On the far side of the ward were the patients with central nervous system implants. Adam met a young woman whose spinal cord had been severed in an automobile accident. After having been a paraplegic for over a year, she now was able to move her legs, thanks to infusions of fetal central nervous system tissue. Her movement was uncoordinated as yet, but the results were astounding when compared with the hopelessness of traditional treatment.
She greeted Dr. Glover with a hug. “Thank you for giving me hope,” she said.
“You’re welcome,” said Glover, beaming with pride, while Dr. Mitchell glanced through the chart.
“Bacteria count is going up in the urine,” Mitchell criticized.
“We are quite aware of that,” said Dr. Glover.
“Let’s move on,” said Dr. Nachman.
They saw another ten or fifteen patients before Dr.
Nachman led them back to the foyer, where they took the elevator to the next level. This was the psychiatric floor, and the minute they walked down the hall Dr. Mitchell seemed to come alive. Stroking his beard, running his hand over the smooth crown of his head, he described his patients with the enthusiasm of a born teacher.
“Our main treatment modality is psychopharmacology,” he stated. “Once therapeutic psychotropic drug levels are achieved, we then use a type of behavior modification.”
They came to a set of double doors similar to those that blocked access to the hospital proper. Dr. Mitchell pressed his thumb against the scanner.
“This, of course, is the nurses’ station,” said Dr.
Mitchell as he waved to two middle-aged women dressed in white blouses and blue jumpers. They just nodded, but two orderlies in blue blazers jumped to their feet. Adam immediately noticed their stiff smiles and unblinking stares.
“Some spontaneity is sacrificed,” thought Adam wryly.
As they continued down the hall, Mitchell described all the technical devices, until Dr. Glover interrupted, saying,
“Adam understands all this, for God’s sake. He’s been to medical school.”
But Dr. Mitchell didn’t even pause in his narrative. Using his thumb, he opened the double doors leading to the ward, and Adam and the others filed in.
For such a modern hospital facility, Adam was surprised to find the ward laid out identically to the one at University Hospital. But aside from the floor plan, everything else was different. At University Hospital the beds, the nightstands, and even the ceilings were about to collapse from lack of maintenance. In sharp contrast, the ward at MTIC was so spotlessly clean that it looked as if it had just opened.

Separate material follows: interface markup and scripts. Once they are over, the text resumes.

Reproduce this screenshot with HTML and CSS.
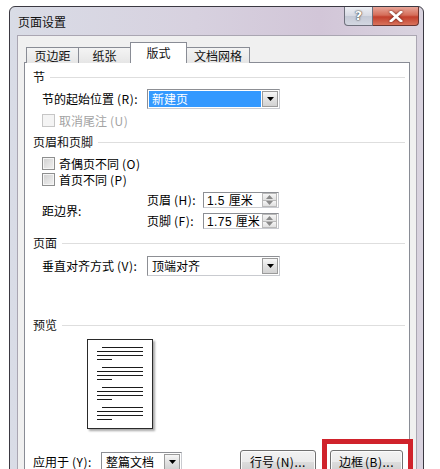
FILE: index.html
```html
<!DOCTYPE html>
<html>
<head>
<meta charset="utf-8">
<title>页面设置</title>
<link rel="stylesheet" href="styles.css">
</head>
<body>
<div class="window">
  <div class="titlebar">
    <span class="title">页面设置</span>
    <div class="controls">
      <div class="btn-help">?</div>
      <div class="btn-close">
        <svg width="14" height="11" viewBox="0 0 14 11"><path d="M2 1 L12 10 M12 1 L2 10" stroke="#fff" stroke-width="2.8" stroke-linecap="square"/></svg>
      </div>
    </div>
  </div>
  <div class="client">
    <div class="tabs">
      <div class="tab t1">页边距</div>
      <div class="tab t2">纸张</div>
      <div class="tab t3 active">版式</div>
      <div class="tab t4">文档网格</div>
    </div>
    <div class="panel">
      <div class="ghead g1"><span>节</span><i class="rule"></i></div>
      <div class="row r-start">
        <span class="label">节的起始位置<span class="mn">(R):</span></span>
        <div class="select">
          <span class="sel-text hl">新建页</span>
          <span class="drop"><svg width="7" height="4" viewBox="0 0 7 4"><path d="M0 0 H7 L3.5 4 Z" fill="#000"/></svg></span>
        </div>
      </div>
      <div class="check-row disabled r-endnote">
        <span class="box"></span><span>取消尾注<span class="mn">(U)</span></span>
      </div>
      <div class="ghead g2"><span>页眉和页脚</span><i class="rule"></i></div>
      <div class="check-row r-odd">
        <span class="box"></span><span>奇偶页不同<span class="mn">(O)</span></span>
      </div>
      <div class="check-row r-first">
        <span class="box"></span><span>首页不同<span class="mn">(P)</span></span>
      </div>
      <div class="margins">
        <span class="label">距边界:</span>
        <div class="spins">
          <div class="spin-row">
            <span class="slabel">页眉<span class="mn">(H):</span></span>
            <div class="spin"><span class="spin-text"><span class="num">1.5 </span>厘米</span><span class="arrows"><span class="up"><svg width="7" height="4" viewBox="0 0 7 4"><path d="M0 4 H7 L3.5 0 Z" fill="#8a8a8a"/></svg></span><span class="down"><svg width="7" height="4" viewBox="0 0 7 4"><path d="M0 0 H7 L3.5 4 Z" fill="#8a8a8a"/></svg></span></span></div>
          </div>
          <div class="spin-row">
            <span class="slabel">页脚<span class="mn">(F):</span></span>
            <div class="spin"><span class="spin-text"><span class="num">1.75 </span>厘米</span><span class="arrows"><span class="up"><svg width="7" height="4" viewBox="0 0 7 4"><path d="M0 4 H7 L3.5 0 Z" fill="#8a8a8a"/></svg></span><span class="down"><svg width="7" height="4" viewBox="0 0 7 4"><path d="M0 0 H7 L3.5 4 Z" fill="#8a8a8a"/></svg></span></span></div>
          </div>
        </div>
      </div>
      <div class="ghead g3"><span>页面</span><i class="rule"></i></div>
      <div class="row r-valign">
        <span class="label">垂直对齐方式<span class="mn">(V):</span></span>
        <div class="select">
          <span class="sel-text">顶端对齐</span>
          <span class="drop"><svg width="7" height="4" viewBox="0 0 7 4"><path d="M0 0 H7 L3.5 4 Z" fill="#000"/></svg></span>
        </div>
      </div>
      <div class="ghead g4"><span>预览</span><i class="rule"></i></div>
      <div class="preview">
        <div class="page">
          <div class="para"><i class="ln first"></i><i class="ln"></i><i class="ln"></i><i class="ln short"></i></div>
          <div class="para"><i class="ln first"></i><i class="ln"></i><i class="ln"></i><i class="ln short"></i></div>
          <div class="para"><i class="ln first"></i><i class="ln"></i><i class="ln"></i><i class="ln short"></i></div>
          <div class="para"><i class="ln first"></i><i class="ln"></i><i class="ln"></i><i class="ln short"></i></div>
        </div>
      </div>
      <div class="bottom">
        <span class="blabel">应用于<span class="mn">(Y):</span></span>
        <div class="select small">
          <span class="sel-text">整篇文档</span>
          <span class="drop"><svg width="7" height="4" viewBox="0 0 7 4"><path d="M0 0 H7 L3.5 4 Z" fill="#000"/></svg></span>
        </div>
        <div class="button b-line">行号<span class="mn">(N)...</span></div>
        <div class="btn-wrap">
          <div class="button b-border">边框<span class="mn">(B)...</span></div>
          <div class="mark"></div>
        </div>
      </div>
    </div>
  </div>
</div>
</body>
</html>
```

FILE: styles.css
```css
* { box-sizing: border-box; }
html, body { margin: 0; padding: 0; }
body {
  width: 440px;
  height: 469px;
  overflow: hidden;
  background: #fff;
  font-family: "Noto Sans CJK SC", "Noto Sans", sans-serif;
  font-size: 12px;
  color: #000;
}
.mn { margin-left: 3px; letter-spacing: 0.5px; }
.num {
  font-family: "Liberation Sans", Arial, sans-serif;
  font-size: 12px;
  letter-spacing: 0.4px;
}
.window {
  margin: 6px 0 0 9px;
  width: 415px;
  height: 480px;
  border: 1px solid #3b3942;
  border-radius: 6px 6px 0 0;
  background: linear-gradient(to right, #d9dce6 0%, #d7d1df 45%, #d2c6d8 75%, #d9d3df 100%);
  display: flex;
  flex-direction: column;
}
.titlebar {
  height: 28px;
  display: flex;
  align-items: flex-start;
}
.title {
  padding: 7px 0 0 8px;
  line-height: 16px;
  color: #111;
}
.controls {
  margin-left: auto;
  margin-right: 4px;
  display: flex;
}
.btn-help {
  width: 29px;
  height: 19px;
  border: 1px solid #6e707c;
  border-top: none;
  border-radius: 0 0 0 4px;
  background: linear-gradient(#eef0f5, #d6d9e2 50%, #c4c9d5 51%, #d3d7e1);
  color: #fff;
  font-family: "DejaVu Sans", sans-serif;
  font-weight: bold;
  font-size: 13px;
  line-height: 18px;
  text-align: center;
  text-shadow: 0 0 2px #333, 0 0 1px #333;
}
.btn-close {
  width: 46px;
  height: 19px;
  border: 1px solid #6b3530;
  border-top: none;
  border-left: none;
  border-radius: 0 0 4px 0;
  background: linear-gradient(#e8a598, #d56e5a 45%, #c23f2c 55%, #d9735c);
  display: flex;
  align-items: center;
  justify-content: center;
}
.btn-close svg { filter: drop-shadow(0 0 1px #5a1a12); }
.client {
  flex: 1;
  margin: 0 6px 0 7px;
  background: #f0f0f0;
  border: 1px solid #aaa6b2;
  padding: 6px 6px 0 6px;
  display: flex;
  flex-direction: column;
}
.tabs {
  height: 21px;
  display: flex;
  align-items: flex-end;
  margin-bottom: -1px;
  padding-left: 2px;
  position: relative;
  z-index: 1;
}
.tab {
  height: 16px;
  border: 1px solid #898c95;
  border-bottom: none;
  background: linear-gradient(#f4f4f4, #e6e6e6);
  text-align: center;
  line-height: 15px;
  margin-left: -1px;
  color: #111;
}
.t1 { width: 53px; margin-left: 0; }
.t2 { width: 53px; }
.t3 { width: 57px; }
.t4 { width: 64px; }
.tab.active {
  height: 21px;
  background: #fff;
  line-height: 20px;
  position: relative;
  z-index: 2;
}
.panel {
  flex: 1;
  background: #fff;
  border: 1px solid #898c95;
  display: flex;
  flex-direction: column;
}
.ghead {
  height: 14px;
  line-height: 14px;
  display: flex;
  align-items: center;
  padding: 0 4px 0 8px;
  color: #111;
}
.ghead .rule {
  flex: 1;
  height: 1px;
  background: #dedede;
  margin-left: 5px;
}
.g1 { margin-top: 7px; }
.g2 { margin-top: 7px; }
.g3 { margin-top: 7px; }
.g4 { margin-top: 42px; }
.row {
  height: 20px;
  display: flex;
  align-items: center;
  padding-left: 17px;
}
.r-start { margin-top: 5px; }
.r-valign { margin-top: 6px; }
.label {
  width: 105px;
  line-height: 16px;
}
.select {
  width: 133px;
  height: 20px;
  border: 1px solid #8d8f94;
  border-right-color: #c9cbd0;
  border-bottom-color: #c9cbd0;
  background: #fff;
  display: flex;
  align-items: center;
  padding: 1px;
}
.sel-text {
  flex: 1;
  height: 16px;
  line-height: 16px;
  padding-left: 3px;
}
.sel-text.hl {
  background: #3399ff;
  color: #fff;
  margin-right: 1px;
}
.drop {
  width: 16px;
  height: 16px;
  border: 1px solid #9b9b9b;
  background: linear-gradient(#f7f7f7, #e2e2e2 50%, #d2d2d2);
  display: flex;
  align-items: center;
  justify-content: center;
}
.check-row {
  height: 15px;
  display: flex;
  align-items: center;
  padding-left: 17px;
  line-height: 15px;
}
.r-endnote { margin-top: 4px; }
.r-odd { margin-top: 7px; }
.r-first { margin-top: 1px; }
.box {
  width: 13px;
  height: 13px;
  border: 1px solid #8e8f8f;
  background: linear-gradient(135deg, #cfcfcf, #f2f2f2);
  box-shadow: inset 0 0 0 1px #f5f5f5;
  margin-right: 4px;
}
.check-row.disabled { color: #a3a3a3; }
.check-row.disabled .box {
  border-color: #c6c6c6;
  background: #f4f4f4;
  box-shadow: none;
}
.margins {
  margin-top: 5px;
  height: 37px;
  display: flex;
  align-items: center;
  padding-left: 17px;
}
.spins {
  display: flex;
  flex-direction: column;
  gap: 5px;
}
.spin-row {
  height: 16px;
  display: flex;
  align-items: center;
}
.slabel {
  width: 56px;
  line-height: 16px;
}
.spin {
  width: 76px;
  height: 16px;
  border: 1px solid #8d8f94;
  border-right-color: #c9cbd0;
  border-bottom-color: #c9cbd0;
  display: flex;
  align-items: center;
}
.spin-text {
  flex: 1;
  min-width: 0;
  padding-left: 3px;
  line-height: 14px;
  font-size: 12px;
  white-space: pre;
}
.arrows {
  width: 15px;
  height: 14px;
  display: flex;
  flex-direction: column;
  margin-right: 1px;
  flex: none;
}
.arrows span {
  flex: 1;
  border: 1px solid #b9b9b9;
  background: linear-gradient(#f6f6f6, #e0e0e0);
  display: flex;
  align-items: center;
  justify-content: center;
}
.arrows .down { border-top: none; }
.preview {
  margin-top: 7px;
  padding-left: 62px;
  height: 90px;
}
.page {
  width: 66px;
  height: 90px;
  border: 1px solid #2a2a2a;
  background: #fff;
  box-shadow: 2px 2px 2px #a8a8a8;
  padding: 7px 0 0 9px;
}
.para { display: flex; flex-direction: column; align-items: flex-start; }
.para + .para { margin-top: 7px; }
.ln {
  display: block;
  width: 46px;
  height: 1px;
  background: #1a1a1a;
}
.ln + .ln { margin-top: 3px; }
.ln.first { width: 41px; margin-left: 5px; }
.ln.short { width: 15px; }
.bottom {
  margin-top: 21px;
  height: 24px;
  display: flex;
  align-items: flex-start;
  padding-left: 8px;
}
.blabel {
  width: 68px;
  margin-top: 2px;
  line-height: 20px;
}
.select.small {
  width: 81px;
  margin-top: 2px;
}
.button {
  height: 23px;
  border: 1px solid #707070;
  border-radius: 3px;
  background: linear-gradient(#f2f2f2, #ebebeb 50%, #dddddd 51%, #cfcfcf);
  box-shadow: inset 0 0 0 1px #fbfbfb;
  text-align: center;
  line-height: 21px;
}
.button .mn { margin-left: 2px; }
.b-line {
  width: 76px;
  margin-left: 58px;
}
.btn-wrap {
  position: relative;
  margin-left: 14px;
}
.b-border { width: 73px; }
.mark {
  position: absolute;
  left: -8px;
  top: -11px;
  width: 91px;
  height: 45px;
  border: 5px solid #d0222b;
}
```
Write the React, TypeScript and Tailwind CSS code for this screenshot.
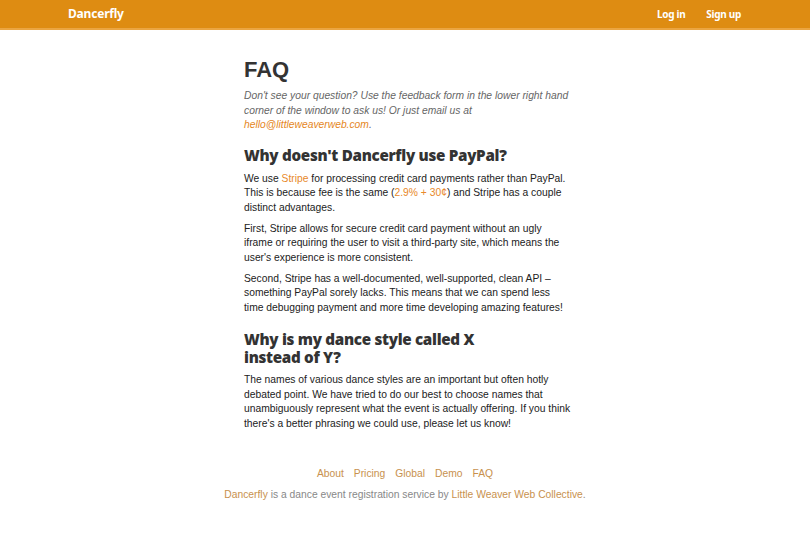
import React from "react";

const body = { fontFamily: '"Liberation Sans", Arial, sans-serif' };
const head = { fontFamily: '"Noto Sans", "DejaVu Sans", sans-serif' };

export default function App() {
  return (
    <div className="min-h-[536px] bg-white" style={body}>
      <header className="h-[30px] bg-[#de8c12] border-b-2 border-[#eba541] flex items-center justify-between pl-[68px] pr-[69px]">
        <div className="text-white text-[12px] font-bold tracking-[-0.2px]" style={head}>Dancerfly</div>
        <nav className="flex gap-[21px] text-white text-[10px] font-bold tracking-[-0.3px]" style={head}>
          <span>Log in</span>
          <span>Sign up</span>
        </nav>
      </header>
      <main className="w-[356px] mx-auto pl-[17px] pr-[11px] pt-[27px] text-[10.3px] leading-[14.7px] text-[#222]">
        <h1 className="text-[22px] font-bold leading-[26px] text-[#333]">FAQ</h1>
        <p className="mt-[6px] italic text-[#666] leading-[14.5px]">
          Don't see your question? Use the feedback form in the lower right hand corner of the window to ask us! Or just email us at{" "}
          <span className="text-[#e5861c]">hello@littleweaverweb.com</span>.
        </p>
        <h2 className="mt-[12px] text-[15.2px] font-black leading-[20px] tracking-[-0.3px] text-[#333]" style={head}>Why doesn't Dancerfly use PayPal?</h2>
        <p className="mt-[7px]">
          We use <span className="text-[#e8892a]">Stripe</span> for processing credit card payments rather than PayPal. This is because fee is the same (<span className="text-[#e8892a]">2.9% + 30¢</span>) and Stripe has a couple distinct advantages.
        </p>
        <p className="mt-[6px]">
          First, Stripe allows for secure credit card payment without an ugly iframe or requiring the user to visit a third-party site, which means the user's experience is more consistent.
        </p>
        <p className="mt-[6px]">
          Second, Stripe has a well-documented, well-supported, clean API – something PayPal sorely lacks. This means that we can spend less time debugging payment and more time developing amazing features!
        </p>
        <h2 className="mt-[14px] text-[15.2px] font-black leading-[18px] tracking-[-0.3px] text-[#333] w-[250px]" style={head}>Why is my dance style called X instead of Y?</h2>
        <p className="mt-[7px]">
          The names of various dance styles are an important but often hotly debated point. We have tried to do our best to choose names that unambiguously represent what the event is actually offering. If you think there's a better phrasing we could use, please let us know!
        </p>
      </main>
      <footer className="mt-[31px] text-center text-[10.3px] leading-[21px]">
        <div className="flex justify-center gap-[10px] text-[#c8914e]">
          <span>About</span><span>Pricing</span><span>Global</span><span>Demo</span><span>FAQ</span>
        </div>
        <div className="text-[#888]">
          <span className="text-[#c8914e]">Dancerfly</span> is a dance event registration service by <span className="text-[#c8914e]">Little Weaver Web Collective</span>.
        </div>
      </footer>
    </div>
  );
}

Even the patients were lying well cared for in their beds, their covers uniformly pulled up to their chests. They were awake but immobile. Only their eyes moved as they followed the visitors’ progress down the ward. Adam had never seen such a peaceful ward and certainly not such a peaceful psychiatric one.
Adam’s eyes roved over the blank faces. Dr. Mitchell had begun another of his interminable lectures. Adam was wondering how long he’d have to listen when his eyes fell on the patient in the second bed to the right. It was Alan Jackson! Adam’s heart began to pound. He was horrified that Alan might recognize him. He turned quickly to hide his face, but when he glanced back, Alan’s expression had not changed.
He was obviously heavily sedated. Adam permitted himself a closer look. Alan’s head was swathed in bandages, and there was an IV dripping clear fluid into his right arm. Adam realized that the Fjord must have stopped in Puerto Rico the day before. No wonder they had kept Alan so heavily sedated.
They had scheduled him for involuntary surgery all along.
When Mitchell paused in his patient survey, Adam pointed to Alan and asked, “What was this man’s problem?”